Prompt
Identify all lines in the data containing the string "components". Copy them out.

Data provided
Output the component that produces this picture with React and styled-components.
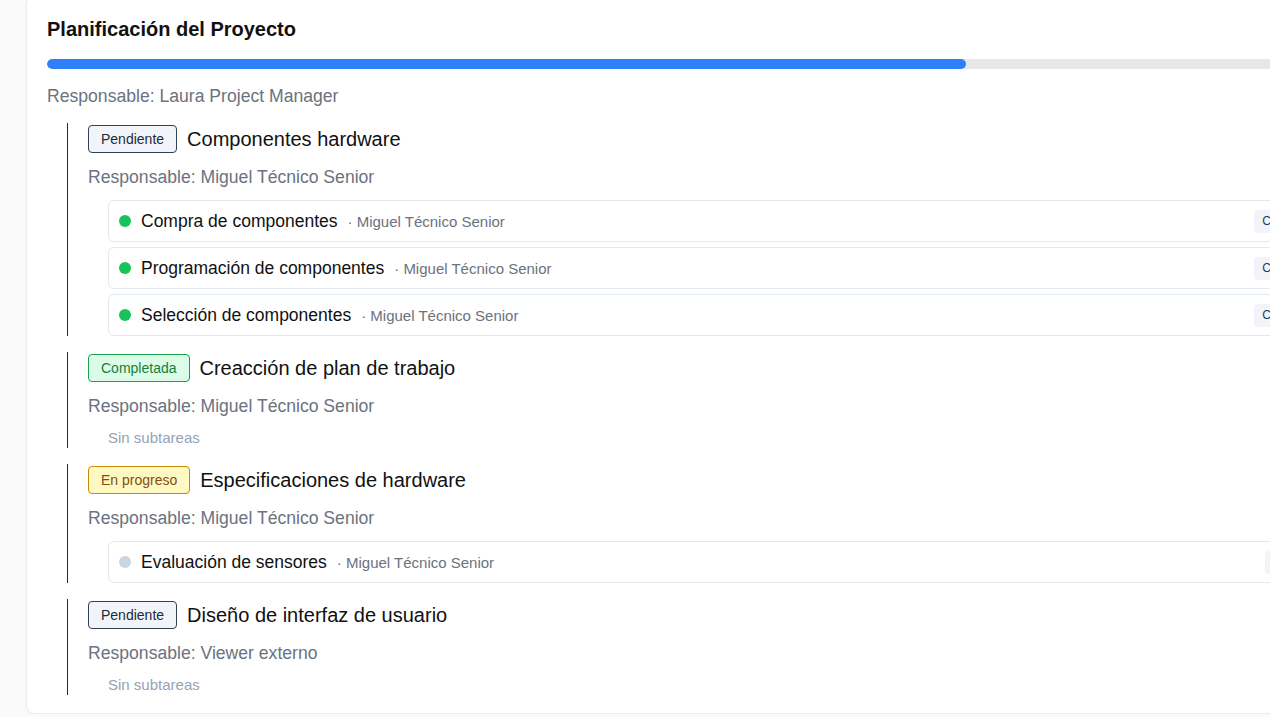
import React from "react";
import styled, { createGlobalStyle } from "styled-components";

const GlobalStyle = createGlobalStyle`
  html, body {
    margin: 0;
    padding: 0;
    overflow: hidden;
    background: #fafafa;
    font-family: "Liberation Sans", Arial, sans-serif;
  }
`;

const Page = styled.div`
  padding-left: 26px;
`;

const Card = styled.section`
  width: 1300px;
  margin-top: -4px;
  padding: 21px 20px 18px;
  background: #ffffff;
  border: 1px solid #ececec;
  border-radius: 8px;
  box-shadow: 0 1px 3px rgba(0, 0, 0, 0.04);
`;

const Title = styled.h2`
  margin: 0;
  font-size: 20px;
  line-height: 22px;
  font-weight: 700;
  color: #111111;
`;

const Track = styled.div`
  margin-top: 19px;
  height: 10px;
  background: #e5e7eb;
  border-radius: 5px;
  overflow: hidden;
`;

const Fill = styled.div`
  height: 100%;
  background: #2f7ff8;
  border-radius: 5px;
`;

const Owner = styled.div`
  margin-top: ${(p) => p.$top || 10}px;
  font-size: 17.6px;
  line-height: 24px;
  color: #6b7280;
`;

const Groups = styled.div`
  margin-top: 15px;
  margin-left: 20px;
  display: flex;
  flex-direction: column;
  gap: 16px;
`;

const Group = styled.div`
  border-left: 1px solid #1f2937;
  padding-left: 20px;
`;

const Header = styled.div`
  height: 32px;
  display: flex;
  align-items: center;
  gap: 10px;
`;

const badgeColors = {
  pending: { bg: "#f1f5f9", border: "#334155", color: "#1e293b" },
  done: { bg: "#dcfce7", border: "#16a34a", color: "#15803d" },
  progress: { bg: "#fef9c3", border: "#ca8a04", color: "#854d0e" },
};

const Badge = styled.span`
  box-sizing: border-box;
  height: 28px;
  display: inline-flex;
  align-items: center;
  padding: 0 12px;
  font-size: 14px;
  border-radius: 4px;
  border: 1px solid ${(p) => badgeColors[p.$status].border};
  background: ${(p) => badgeColors[p.$status].bg};
  color: ${(p) => badgeColors[p.$status].color};
`;

const TaskName = styled.span`
  font-size: 20px;
  line-height: 24px;
  color: #111111;
`;

const SubList = styled.div`
  margin-top: 11px;
  margin-left: 20px;
  display: flex;
  flex-direction: column;
  gap: 5px;
`;

const SubRow = styled.div`
  display: flex;
  align-items: center;
  padding: 8px 11px 8px 10px;
  height: 24px;
  border: 1px solid #e2e8f0;
  border-radius: 6px;
  background: #ffffff;
`;

const Dot = styled.span`
  width: 12px;
  height: 12px;
  border-radius: 50%;
  background: ${(p) => (p.$done ? "#16c45a" : "#cbd5e1")};
  margin-right: 10px;
  flex-shrink: 0;
`;

const SubName = styled.span`
  font-size: 17.5px;
  color: #111111;
`;

const SubOwner = styled.span`
  margin-left: 10px;
  font-size: 15px;
  color: #6b7280;
`;

const SubBadge = styled.span`
  margin-left: auto;
  padding: 3px 8px;
  font-size: 12px;
  line-height: 17px;
  border-radius: 4px;
  background: #f1f5f9;
  color: #1e3a5f;
`;

const Empty = styled.div`
  margin-top: 10px;
  margin-left: 20px;
  font-size: 15px;
  line-height: 20px;
  color: #94a3b8;
`;

const statusLabel = {
  pending: "Pendiente",
  done: "Completada",
  progress: "En progreso",
};

const tasks = [
  {
    status: "pending",
    name: "Componentes hardware",
    owner: "Miguel Técnico Senior",
    subs: [
      { name: "Compra de componentes", done: true },
      { name: "Programación de componentes", done: true },
      { name: "Selección de componentes", done: true },
    ],
  },
  {
    status: "done",
    name: "Creacción de plan de trabajo",
    owner: "Miguel Técnico Senior",
    subs: [],
  },
  {
    status: "progress",
    name: "Especificaciones de hardware",
    owner: "Miguel Técnico Senior",
    subs: [{ name: "Evaluación de sensores", done: false }],
  },
  {
    status: "pending",
    name: "Diseño de interfaz de usuario",
    owner: "Viewer externo",
    subs: [],
  },
];

const App = () => {
  const progress = 70.7;

  return (
    <Page>
      <GlobalStyle />
      <Card>
        <Title>Planificación del Proyecto</Title>
        <Track>
          <Fill style={{ width: `${progress}%` }} />
        </Track>
        <Owner $top={15}>Responsable: Laura Project Manager</Owner>

        <Groups>
          {tasks.map((task) => (
            <Group key={task.name}>
              <Header>
                <Badge $status={task.status}>{statusLabel[task.status]}</Badge>
                <TaskName>{task.name}</TaskName>
              </Header>
              <Owner>Responsable: {task.owner}</Owner>
              {task.subs.length ? (
                <SubList>
                  {task.subs.map((sub) => (
                    <SubRow key={sub.name}>
                      <Dot $done={sub.done} />
                      <SubName>{sub.name}</SubName>
                      <SubOwner>· {task.owner}</SubOwner>
                      <SubBadge>{sub.done ? "Completada" : "Pendiente"}</SubBadge>
                    </SubRow>
                  ))}
                </SubList>
              ) : (
                <Empty>Sin subtareas</Empty>
              )}
            </Group>
          ))}
        </Groups>
      </Card>
    </Page>
  );
};

export default App;
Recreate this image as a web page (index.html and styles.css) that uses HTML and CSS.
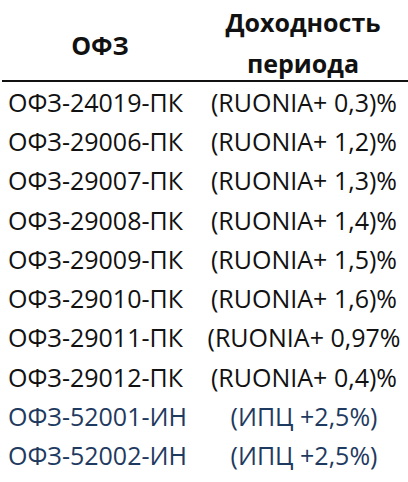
FILE: index.html
```html
<!DOCTYPE html>
<html lang="ru">
<head>
<meta charset="utf-8">
<title>ОФЗ</title>
<link rel="stylesheet" href="styles.css">
</head>
<body>
<div class="table">
  <div class="head">
    <div class="hcell hleft">ОФЗ</div>
    <div class="hcell hright">Доходность<br>периода</div>
  </div>
  <div class="row"><div class="c1">ОФЗ-24019-ПК</div><div class="c2">(RUONIA+ 0,3)%</div></div>
  <div class="row"><div class="c1">ОФЗ-29006-ПК</div><div class="c2">(RUONIA+ 1,2)%</div></div>
  <div class="row"><div class="c1">ОФЗ-29007-ПК</div><div class="c2">(RUONIA+ 1,3)%</div></div>
  <div class="row"><div class="c1">ОФЗ-29008-ПК</div><div class="c2">(RUONIA+ 1,4)%</div></div>
  <div class="row"><div class="c1">ОФЗ-29009-ПК</div><div class="c2">(RUONIA+ 1,5)%</div></div>
  <div class="row"><div class="c1">ОФЗ-29010-ПК</div><div class="c2">(RUONIA+ 1,6)%</div></div>
  <div class="row"><div class="c1">ОФЗ-29011-ПК</div><div class="c2">(RUONIA+ 0,97%</div></div>
  <div class="row"><div class="c1">ОФЗ-29012-ПК</div><div class="c2">(RUONIA+ 0,4)%</div></div>
  <div class="row blue"><div class="c1">ОФЗ-52001-ИН</div><div class="c2">(ИПЦ +2,5%)</div></div>
  <div class="row blue"><div class="c1">ОФЗ-52002-ИН</div><div class="c2">(ИПЦ +2,5%)</div></div>
</div>
</body>
</html>
```
FILE: styles.css
```css
html, body {
  margin: 0;
  padding: 0;
  background: #ffffff;
}
body {
  width: 408px;
  height: 482px;
  overflow: hidden;
  font-family: "Open Sans", "Liberation Sans", sans-serif;
  color: #111111;
}
.table {
  display: flex;
  flex-direction: column;
}
.head {
  display: grid;
  grid-template-columns: 196px 1fr;
  height: 80px;
  border-bottom: 2px solid #111;
  margin-left: 2px;
}
.hcell {
  display: flex;
  align-items: center;
  justify-content: center;
  font-weight: 700;
  font-size: 25px;
  text-align: center;
}
.hleft {
  padding-top: 6px;
}
.hright {
  line-height: 41px;
  padding-top: 2px;
}
.row {
  display: grid;
  grid-template-columns: 200px 1fr;
  height: 39.3px;
  align-items: center;
  font-size: 25px;
}
.c1 {
  padding-left: 8px;
  white-space: nowrap;
}
.c2 {
  text-align: center;
  white-space: nowrap;
}
.blue {
  color: #1f3a60;
}
```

Correct answer
Output the component that produces this picture with React and styled-components.
import styled, { createGlobalStyle } from "styled-components";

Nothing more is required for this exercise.